• **OBJECTIVE**
For each line below that includes the word "styles", make a copy.
──────── MATERIAL PROVIDED ────────
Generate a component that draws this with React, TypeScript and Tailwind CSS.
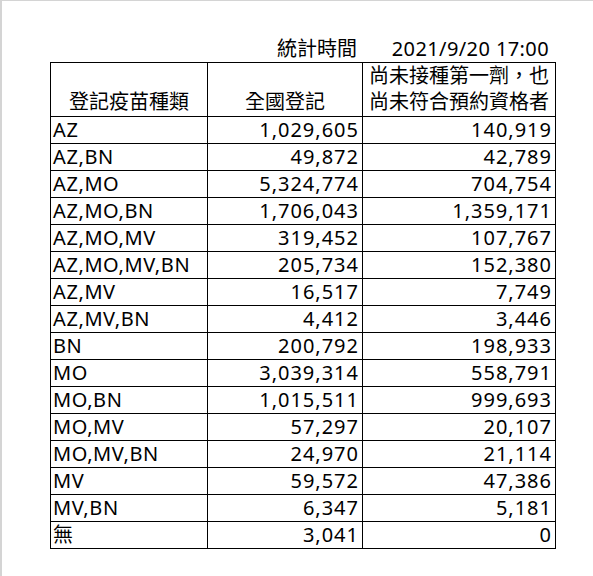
import React from "react";

const rows: [string, string, string][] = [
  ["AZ", "1,029,605", "140,919"],
  ["AZ,BN", "49,872", "42,789"],
  ["AZ,MO", "5,324,774", "704,754"],
  ["AZ,MO,BN", "1,706,043", "1,359,171"],
  ["AZ,MO,MV", "319,452", "107,767"],
  ["AZ,MO,MV,BN", "205,734", "152,380"],
  ["AZ,MV", "16,517", "7,749"],
  ["AZ,MV,BN", "4,412", "3,446"],
  ["BN", "200,792", "198,933"],
  ["MO", "3,039,314", "558,791"],
  ["MO,BN", "1,015,511", "999,693"],
  ["MO,MV", "57,297", "20,107"],
  ["MO,MV,BN", "24,970", "21,114"],
  ["MV", "59,572", "47,386"],
  ["MV,BN", "6,347", "5,181"],
  ["無", "3,041", "0"],
];

export default function App() {
  return (
    <div
      className="h-[576px] w-[593px] bg-white border-t border-l-2 border-[#d4d4d4] text-black text-[20px]"
      style={{ fontFamily: '"Noto Sans", "Noto Sans CJK TC", sans-serif' }}
    >
      <div className="pl-[48px] pt-[34px]">
        {/* title row */}
        <div className="grid grid-cols-[157px_155px_193px] h-[27px] leading-[27px]">
          <div />
          <div className="text-right pr-[5px]">統計時間</div>
          <div className="text-right pr-[6px] tracking-[0.4px]">2021/9/20 17:00</div>
        </div>

        <table className="table-fixed border-collapse w-[505px]">
          <colgroup>
            <col className="w-[157px]" />
            <col className="w-[155px]" />
            <col className="w-[193px]" />
          </colgroup>
          <thead>
            <tr className="h-[54px]">
              <th className="border border-black font-normal align-bottom text-center leading-[27px] pb-[1px]">
                登記疫苗種類
              </th>
              <th className="border border-black font-normal align-bottom text-center leading-[27px] pb-[1px]">
                全國登記
              </th>
              <th className="border border-black font-normal align-bottom text-center leading-[26px] pb-[1px]">
                尚未接種第一劑，也
                <br />
                尚未符合預約資格者
              </th>
            </tr>
          </thead>
          <tbody>
            {rows.map(([name, total, pending]) => (
              <tr key={name} className="h-[27px]">
                <td className="border border-black align-bottom leading-[26px] pl-[2px] tracking-[0.6px]">{name}</td>
                <td className="border border-black align-bottom leading-[26px] text-right pr-[3px] tracking-[1px]">{total}</td>
                <td className="border border-black align-bottom leading-[26px] text-right pr-[3px] tracking-[1px]">{pending}</td>
              </tr>
            ))}
          </tbody>
        </table>
      </div>
    </div>
  );
}
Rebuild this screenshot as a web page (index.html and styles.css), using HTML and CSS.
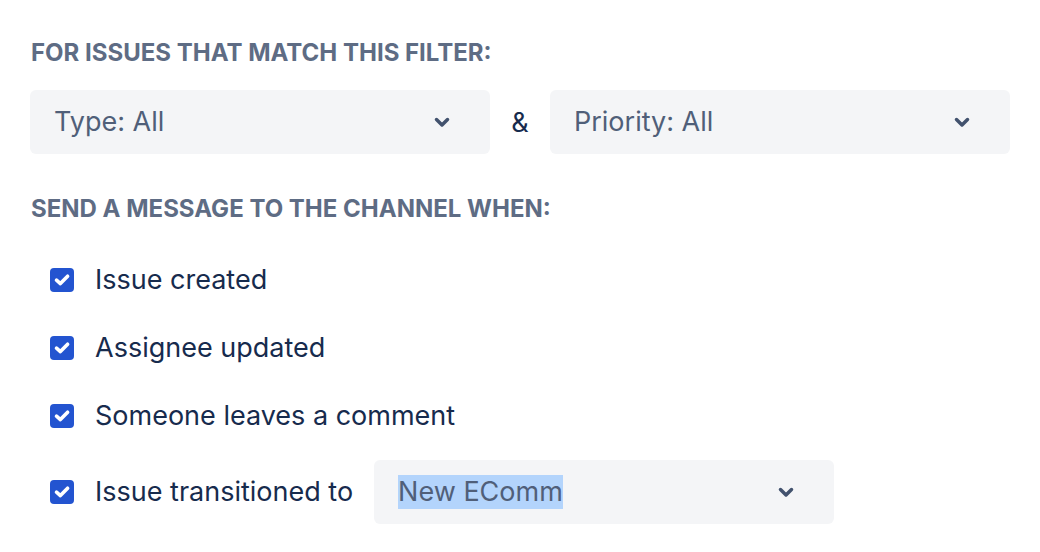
FILE: index.html
```html
<!DOCTYPE html>
<html lang="en">
<head>
  <meta charset="UTF-8" />
  <meta name="viewport" content="width=device-width, initial-scale=1.0" />
  <title>Channel notifications</title>
  <link rel="stylesheet" href="styles.css">
</head>
<body>
  <div class="settings">
    <h2 class="section-title">For issues that match this filter:</h2>

    <div class="filters">
      <div class="select">
        <span class="select-value">Type: All</span>
        <svg class="chevron" width="16" height="11" viewBox="0 0 16 11"><path d="M2.5 2.5 L8 8 L13.5 2.5" /></svg>
      </div>
      <span class="amp">&amp;</span>
      <div class="select">
        <span class="select-value">Priority: All</span>
        <svg class="chevron" width="16" height="11" viewBox="0 0 16 11"><path d="M2.5 2.5 L8 8 L13.5 2.5" /></svg>
      </div>
    </div>

    <h2 class="section-title">Send a message to the channel when:</h2>

    <ul class="events">
      <li class="event">
        <span class="checkbox"><svg width="18" height="18" viewBox="0 0 18 18"><path d="M3.5 9.2 L7.4 12.6 L14.6 5.2" /></svg></span>
        <span class="event-label">Issue created</span>
      </li>
      <li class="event">
        <span class="checkbox"><svg width="18" height="18" viewBox="0 0 18 18"><path d="M3.5 9.2 L7.4 12.6 L14.6 5.2" /></svg></span>
        <span class="event-label">Assignee updated</span>
      </li>
      <li class="event">
        <span class="checkbox"><svg width="18" height="18" viewBox="0 0 18 18"><path d="M3.5 9.2 L7.4 12.6 L14.6 5.2" /></svg></span>
        <span class="event-label">Someone leaves a comment</span>
      </li>
      <li class="event">
        <span class="checkbox"><svg width="18" height="18" viewBox="0 0 18 18"><path d="M3.5 9.2 L7.4 12.6 L14.6 5.2" /></svg></span>
        <span class="event-label">Issue transitioned to</span>
        <div class="select">
          <span class="select-value selected">New EComm</span>
          <svg class="chevron" width="16" height="11" viewBox="0 0 16 11"><path d="M2.5 2.5 L8 8 L13.5 2.5" /></svg>
        </div>
      </li>
    </ul>
  </div>
</body>
</html>
```

FILE: styles.css
```css
* {
  box-sizing: border-box;
}

body {
  margin: 0;
  background: #ffffff;
  font-family: Inter, "Noto Sans", Arial, sans-serif;
  color: #172b4d;
}

.settings {
  padding: 38px 30px 0;
}

.section-title {
  margin: 0 0 0 1px;
  font-size: 24px;
  line-height: 30px;
  font-weight: 700;
  text-transform: uppercase;
  color: #5e6c84;
}

.filters {
  display: flex;
  align-items: center;
  margin: 22px 0 40px;
}

.select {
  width: 460px;
  height: 64px;
  display: flex;
  align-items: center;
  justify-content: space-between;
  padding: 0 40px 0 24px;
  border-radius: 6px;
  background: #f4f5f7;
}

.select-value {
  font-size: 27px;
  line-height: 34px;
  color: #505f79;
}

.selected {
  background: #b3d4fc;
}

.chevron path {
  fill: none;
  stroke: #42526e;
  stroke-width: 3.5;
  stroke-linecap: round;
  stroke-linejoin: round;
}

.amp {
  width: 60px;
  text-align: center;
  font-size: 27px;
  color: #172b4d;
}

.events {
  list-style: none;
  margin: 22px 0 0;
  padding: 0 0 0 20px;
}

.event {
  display: flex;
  align-items: center;
  height: 68px;
}

.event:last-child {
  height: 84px;
}

.checkbox {
  width: 24px;
  height: 24px;
  display: flex;
  align-items: center;
  justify-content: center;
  border-radius: 4px;
  background: #2354d0;
  flex-shrink: 0;
}

.checkbox path {
  fill: none;
  stroke: #ffffff;
  stroke-width: 3.6;
  stroke-linecap: round;
  stroke-linejoin: round;
}

.event-label {
  margin-left: 21px;
  font-size: 27px;
  line-height: 34px;
  color: #172b4d;
}

.event .select {
  margin-left: 21px;
}
```
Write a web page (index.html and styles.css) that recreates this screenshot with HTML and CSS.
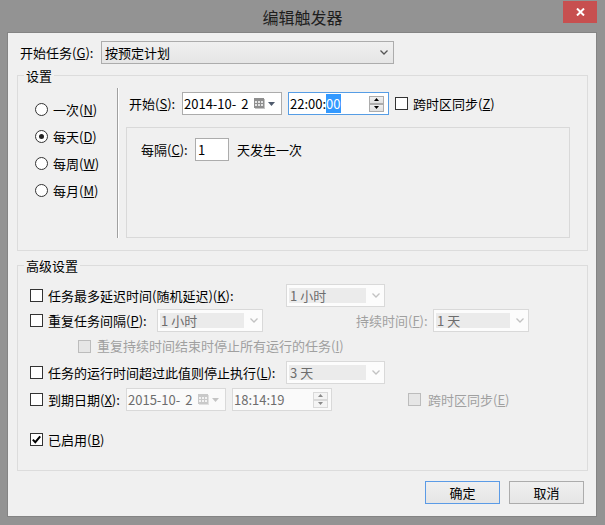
FILE: index.html
```html
<!DOCTYPE html>
<html lang="zh-CN">
<head>
<meta charset="utf-8">
<title>编辑触发器</title>
<link rel="stylesheet" href="styles.css">
</head>
<body>
<div class="window">
  <div class="titlebar">
    <div class="tb-spacer"></div>
    <div class="title">编辑触发器</div>
    <div class="tb-right">
      <div class="close"><svg width="9" height="8" viewBox="0 0 9 8"><path d="M1 0.5 L8 7.5 M8 0.5 L1 7.5" stroke="#fff" stroke-width="2"/></svg></div>
    </div>
  </div>
  <div class="client">
    <div class="task-row">
      <span class="task-label">开始任务(<u>G</u>):</span>
      <div class="combo combo-task">
        <span class="combo-text">按预定计划</span>
        <svg class="chev" width="8" height="5" viewBox="0 0 8 5"><path d="M0.5 0.5 L4 4 L7.5 0.5" fill="none" stroke="#555" stroke-width="1.3"/></svg>
      </div>
    </div>

    <div class="group group-settings">
      <div class="legend">设置</div>
      <div class="settings-body">
        <div class="freq-col">
          <div class="radio-row"><span class="radio"></span><span>一次(<u>N</u>)</span></div>
          <div class="radio-row"><span class="radio checked"><span class="dot"></span></span><span>每天(<u>D</u>)</span></div>
          <div class="radio-row"><span class="radio"></span><span>每周(<u>W</u>)</span></div>
          <div class="radio-row"><span class="radio"></span><span>每月(<u>M</u>)</span></div>
        </div>
        <div class="vsep"></div>
        <div class="sched-col">
          <div class="start-row">
            <span class="start-label">开始(<u>S</u>):</span>
            <div class="field date-box">
              <span class="field-text">2014-10-<span class="daygap">2</span></span>
              <svg class="cal" width="11" height="11" viewBox="0 0 11 11">
                <rect x="0" y="0" width="10" height="10" fill="#8e8e8e"/>
                <rect x="10" y="1" width="1" height="10" fill="#c4c4c4"/>
                <rect x="1" y="10" width="10" height="1" fill="#c4c4c4"/>
                <g fill="#e2e2e2">
                  <rect x="1" y="3" width="2" height="2"/><rect x="4" y="3" width="2" height="2"/><rect x="7" y="3" width="2" height="2"/>
                  <rect x="1" y="6" width="2" height="2"/><rect x="4" y="6" width="2" height="2"/><rect x="7" y="6" width="2" height="2"/>
                </g>
              </svg>
              <svg class="tri" width="7" height="4" viewBox="0 0 7 4"><path d="M0 0 H7 L3.5 4 Z" fill="#4f5b6d"/></svg>
            </div>
            <div class="field time-box focus">
              <span class="field-text">22:00:<span class="sel">00</span></span>
              <div class="spin">
                <div class="spin-btn"><svg width="5" height="3" viewBox="0 0 5 3"><path d="M0 3 H5 L2.5 0 Z" fill="#000"/></svg></div>
                <div class="spin-btn"><svg width="5" height="3" viewBox="0 0 5 3"><path d="M0 0 H5 L2.5 3 Z" fill="#000"/></svg></div>
              </div>
            </div>
            <span class="check start-check"></span>
            <span class="check-label">跨时区同步(<u>Z</u>)</span>
          </div>
          <div class="recur-panel">
            <div class="recur-row">
              <span class="recur-label">每隔(<u>C</u>):</span>
              <div class="field recur-input"><span class="field-text">1</span></div>
              <span class="recur-text">天发生一次</span>
            </div>
          </div>
        </div>
      </div>
    </div>

    <div class="group group-adv">
      <div class="legend">高级设置</div>

      <div class="adv-row row1">
        <span class="check"></span>
        <span class="adv-label w238">任务最多延迟时间(随机延迟)(<u>K</u>):</span>
        <div class="dcombo w99"><span class="dcombo-field">1 小时</span><svg class="dchev" width="8" height="5" viewBox="0 0 8 5"><path d="M0.5 0.5 L4 4 L7.5 0.5" fill="none" stroke="#c2c2c2" stroke-width="1.3"/></svg></div>
      </div>

      <div class="adv-row row2">
        <span class="check"></span>
        <span class="adv-label w109">重复任务间隔(<u>P</u>):</span>
        <div class="dcombo w106"><span class="dcombo-field">1 小时</span><svg class="dchev" width="8" height="5" viewBox="0 0 8 5"><path d="M0.5 0.5 L4 4 L7.5 0.5" fill="none" stroke="#c2c2c2" stroke-width="1.3"/></svg></div>
        <span class="adv-label dim dur-label">持续时间(<u>F</u>):</span>
        <div class="dcombo w96"><span class="dcombo-field">1 天</span><svg class="dchev" width="8" height="5" viewBox="0 0 8 5"><path d="M0.5 0.5 L4 4 L7.5 0.5" fill="none" stroke="#c2c2c2" stroke-width="1.3"/></svg></div>
      </div>

      <div class="adv-row row3">
        <span class="check disabled sub-check"></span>
        <span class="dim">重复持续时间结束时停止所有运行的任务(<u>I</u>)</span>
      </div>

      <div class="adv-row row4">
        <span class="check"></span>
        <span class="adv-label w238">任务的运行时间超过此值则停止执行(<u>L</u>):</span>
        <div class="dcombo w99"><span class="dcombo-field">3 天</span><svg class="dchev" width="8" height="5" viewBox="0 0 8 5"><path d="M0.5 0.5 L4 4 L7.5 0.5" fill="none" stroke="#c2c2c2" stroke-width="1.3"/></svg></div>
      </div>

      <div class="adv-row row5">
        <span class="check"></span>
        <span class="adv-label w78">到期日期(<u>X</u>):</span>
        <div class="field dfield exp-date">
          <span class="field-text">2015-10-<span class="daygap">2</span></span>
          <svg class="cal" width="11" height="11" viewBox="0 0 11 11">
            <rect x="0" y="0" width="10" height="10" fill="#c9c9c9"/>
            <rect x="10" y="1" width="1" height="10" fill="#e0e0e0"/>
            <rect x="1" y="10" width="10" height="1" fill="#e0e0e0"/>
            <g fill="#f2f2f2">
              <rect x="1" y="3" width="2" height="2"/><rect x="4" y="3" width="2" height="2"/><rect x="7" y="3" width="2" height="2"/>
              <rect x="1" y="6" width="2" height="2"/><rect x="4" y="6" width="2" height="2"/><rect x="7" y="6" width="2" height="2"/>
            </g>
          </svg>
          <svg class="tri" width="7" height="4" viewBox="0 0 7 4"><path d="M0 0 H7 L3.5 4 Z" fill="#c4c4c4"/></svg>
        </div>
        <div class="field dfield exp-time">
          <span class="field-text">18:14:19</span>
          <div class="spin">
            <div class="spin-btn dis"><svg width="5" height="3" viewBox="0 0 5 3"><path d="M0 3 H5 L2.5 0 Z" fill="#8a8a8a"/></svg></div>
            <div class="spin-btn dis"><svg width="5" height="3" viewBox="0 0 5 3"><path d="M0 0 H5 L2.5 3 Z" fill="#8a8a8a"/></svg></div>
          </div>
        </div>
        <span class="check disabled exp-check"></span>
        <span class="dim exp-label">跨时区同步(<u>E</u>)</span>
      </div>

      <div class="adv-row row6">
        <span class="check"><svg width="11" height="11" viewBox="0 0 11 11"><path d="M1.8 5.6 L4.3 8.2 L9.2 2.4" fill="none" stroke="#000" stroke-width="2"/></svg></span>
        <span class="adv-label">已启用(<u>B</u>)</span>
      </div>
    </div>

    <div class="buttons">
      <div class="btn default">确定</div>
      <div class="btn">取消</div>
    </div>
  </div>
</div>
</body>
</html>
```

FILE: styles.css
```css
* { box-sizing: border-box; }

html, body {
  margin: 0;
  padding: 0;
  background: #939393;
}

body {
  font-family: "Noto Sans CJK SC", "Noto Sans", sans-serif;
  font-size: 13px;
  line-height: 16px;
  color: #000;
}

u { text-decoration: underline; text-underline-offset: 1px; }

.window {
  width: 605px;
  height: 525px;
  background: #939393;
  overflow: hidden;
}

.titlebar {
  height: 32px;
  display: grid;
  grid-template-columns: 1fr auto 1fr;
}

.title {
  font-size: 16px;
  line-height: 20px;
  padding-top: 7px;
  color: #1e1e1e;
}

.tb-right {
  display: flex;
  justify-content: flex-end;
  align-items: flex-start;
}

.close {
  width: 34px;
  height: 22px;
  margin-top: 1px;
  margin-right: 8px;
  background: #c75050;
  display: flex;
  align-items: center;
  justify-content: center;
}

.client {
  width: 590px;
  height: 485px;
  margin-left: 7px;
  background: #f0f0f0;
  border: 1px solid #848484;
}

/* top row */
.task-row {
  margin-top: 8px;
  padding-left: 12px;
  height: 23px;
  display: flex;
  align-items: center;
}
.task-label { width: 81px; }

.combo {
  height: 23px;
  border: 1px solid #acacac;
  background: linear-gradient(#f0f0f0, #e5e5e5);
  display: flex;
  align-items: center;
}
.combo-task { width: 293px; }
.combo-text { flex: 1; padding-left: 3px; }
.chev { margin-right: 5px; }

/* group boxes */
.group {
  width: 571px;
  margin-left: 9px;
  border: 1px solid #dcdcdc;
}
.legend {
  width: fit-content;
  margin-top: -9px;
  margin-left: 6px;
  padding: 0 2px;
  line-height: 18px;
  height: 18px;
  background: #f0f0f0;
}
.group-settings {
  margin-top: 11px;
  padding-bottom: 12px;
}
.settings-body {
  margin-top: 3px;
  height: 150px;
  display: flex;
}
.freq-col {
  width: 99px;
  padding-top: 8px;
  padding-left: 17px;
}
.radio-row {
  height: 27px;
  display: flex;
  align-items: center;
  gap: 5px;
}
.radio {
  width: 13px;
  height: 13px;
  border: 1px solid #333;
  border-radius: 50%;
  background: #fff;
  display: flex;
  align-items: center;
  justify-content: center;
}
.radio .dot {
  width: 5px;
  height: 5px;
  border-radius: 50%;
  background: #222;
}
.vsep {
  width: 2px;
  border-left: 1px solid #a0a0a0;
  border-right: 1px solid #fff;
}
.sched-col {
  flex: 1;
}
.start-row {
  margin-top: 4px;
  padding-left: 10px;
  height: 23px;
  display: flex;
  align-items: center;
}
.start-label { width: 53px; }

.field {
  height: 23px;
  border: 1px solid #acacac;
  background: #fff;
  display: flex;
  align-items: center;
}
.field-text { flex: 1; padding-left: 1px; white-space: nowrap; }
.daygap { margin-left: 5px; }
.date-box { width: 100px; padding-right: 6px; }
.date-box .field-text { padding-left: 1px; }
.cal { margin-right: 3px; }
.time-box { width: 101px; margin-left: 6px; padding-right: 4px; }
.focus { border-color: #569de5; }
.sel { background: #3399ff; color: #fff; }

.spin {
  display: flex;
  flex-direction: column;
}
.spin-btn {
  width: 15px;
  height: 8px;
  border: 1px solid #acacac;
  background: linear-gradient(#f0f0f0, #e0e0e0);
  display: flex;
  align-items: center;
  justify-content: center;
}
.spin-btn.dis { border-color: #d9d9d9; background: #f4f4f4; }

.check {
  width: 13px;
  height: 13px;
  flex: none;
  border: 1px solid #333;
  background: #fff;
  display: flex;
  align-items: center;
  justify-content: center;
}
.check.disabled { border-color: #bcbcbc; background: #e6e6e6; }
.start-check { margin-left: 6px; }
.check-label { margin-left: 5px; }

.recur-panel {
  margin-left: 7px;
  margin-top: 12px;
  width: 444px;
  height: 111px;
  border: 1px solid #d9d9d9;
  padding-top: 10px;
  padding-left: 14px;
}
.recur-row {
  height: 23px;
  display: flex;
  align-items: center;
}
.recur-label { width: 54px; }
.recur-input { width: 34px; }
.recur-input .field-text { padding-left: 2px; }
.recur-text { margin-left: 8px; }

/* advanced */
.group-adv {
  margin-top: 14px;
  padding-bottom: 19px;
}
.adv-row {
  height: 23px;
  padding-left: 12px;
  display: flex;
  align-items: center;
}
.adv-row .check + .adv-label { margin-left: 5px; }
.row1 { margin-top: 9px; }
.row2 { margin-top: 2px; }
.row3 { margin-top: 4px; height: 20px; }
.row4 { margin-top: 5px; }
.row5 { margin-top: 4px; }
.row6 { margin-top: 17px; }

.adv-row .adv-label.w238 { width: 238px; }
.adv-row .adv-label.w109 { width: 109px; }
.adv-row .adv-label.w78 { width: 78px; }

.dim { color: #a0a0a0; }
.sub-check { margin-left: 48px; margin-right: 6px; }
.dur-label { width: 77px; margin-left: 93px; }

.dcombo {
  height: 23px;
  border: 1px solid #d9d9d9;
  background: #fcfcfc;
  padding: 3px 0 3px 2px;
  display: flex;
  align-items: center;
}
.dcombo.w99 { width: 99px; }
.dcombo.w106 { width: 106px; }
.dcombo.w96 { width: 96px; }
.dcombo-field {
  flex: 1;
  height: 15px;
  line-height: 15px;
  background: #ebebeb;
  color: #6d6d6d;
  padding-left: 1px;
}
.dchev { margin: 0 4px 0 6px; }

.dfield { border-color: #d9d9d9; background: #fafafa; color: #6d6d6d; }
.exp-date { width: 100px; padding-right: 6px; }
.exp-time { width: 100px; margin-left: 6px; padding-right: 3px; }
.exp-check { margin-left: 76px; }
.exp-label { margin-left: 7px; }

/* buttons */
.buttons {
  margin-top: 10px;
  padding-right: 12px;
  display: flex;
  justify-content: flex-end;
  gap: 9px;
}
.btn {
  width: 75px;
  height: 23px;
  border: 1px solid #acacac;
  background: linear-gradient(#f0f0f0, #e5e5e5);
  display: flex;
  align-items: center;
  justify-content: center;
}
.btn.default { border-color: #5b9be6; }
```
────────
• **RESULT OF THIS EXERCISE**
Rebuild this screenshot as a web page (index.html and styles.css), using HTML and CSS.
  <link rel="stylesheet" href="styles.css">
FILE: styles.css
Write a web page (index.html and styles.css) that recreates this screenshot with HTML and CSS.
<link rel="stylesheet" href="styles.css">
FILE: styles.css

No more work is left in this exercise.